The lack of clarity around the ethics process and jurisdiction underscores a failure of County Legislators to write a code of ethics that addresses the full scope of their oversight. An ABO Policy Guidance document from 2007, now posted on the Erie County Water Authority website, advises counties “to adopt a local law, ordinance or resolution setting forth the form of financial disclosure required and identifying the positions and offices to which this disclosure requirement applies. For purposes of financial disclosure, members, officers and employees of a local public authority are considered to be employees of the political subdivision.” However, the Erie County Code of Ethics, passed in the middle of an ECWA scandal, does not address any of the local authorities considered to be under its ethical oversight by state law.
Another ethical question not addressed by the new ethics code is the influence of political contributions on Authority appointments. The political affiliation of the individuals appointed to board of the Erie County Water Authority is a qualification actually written into the law that created the Authority, and control over the water authority board has been part of the political spoils of winning the majority of the County Legislature since 1949. Control over the board of ECWA has been valuable to both Republicans and Democrats in the form of both appointing staff to Authority positions, and in collecting political donations from people placed in those positions.

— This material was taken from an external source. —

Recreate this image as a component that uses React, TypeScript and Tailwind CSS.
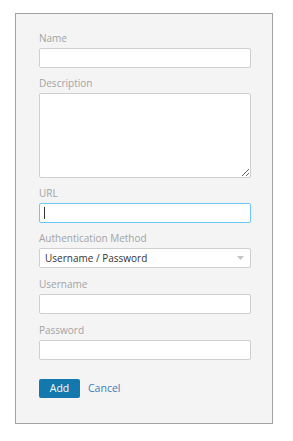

Between 2011 and 2017 elected officials, candidates, and political committees of both parties collected more than $81,000 from the six individuals that served on the board, according to state contributions data. With roughly $63,000 contributed by Democrats and $18,000 contributed by Republicans, the board of the ECWA is worth nearly $1,000 a month in contributions to political parties. Political control over the water authority also grants parties the ability to influence the appointment of “an attorney and an engineer and such additional officers and employees as it may require for the performance of its duties, fix and determine their qualifications, duties, and compensation,” and “from time to time contract for expert professional services” as described in the enabling statute of the water authority. Notable political figures among the water authority contracts are Michael Caputo’s Zeppelin Communications, LLC. and Carl Paladino’s Ellicott Square Court Corporation and 3279 Group, Inc.
The Erie County Legislature is set to debate the legality of dissolving the ECWA in the Energy and Environment Committee on June 28. Real reform of the Erie County Water Authority will require County Legislators to deny political bosses access to a 69 year old system of political spoils, and to amend the code of ethics to ensure the Erie County Board of Ethics provides meaningful review of conflicts of interest in local public authorities. A single hopeful voice stands out in this political storm, that of Board of Ethics member Rebecca Town: “I am just picturing this as an opportunity to provide transparency with authorities where meaningful disclosure is a bigger issue than with County departments.”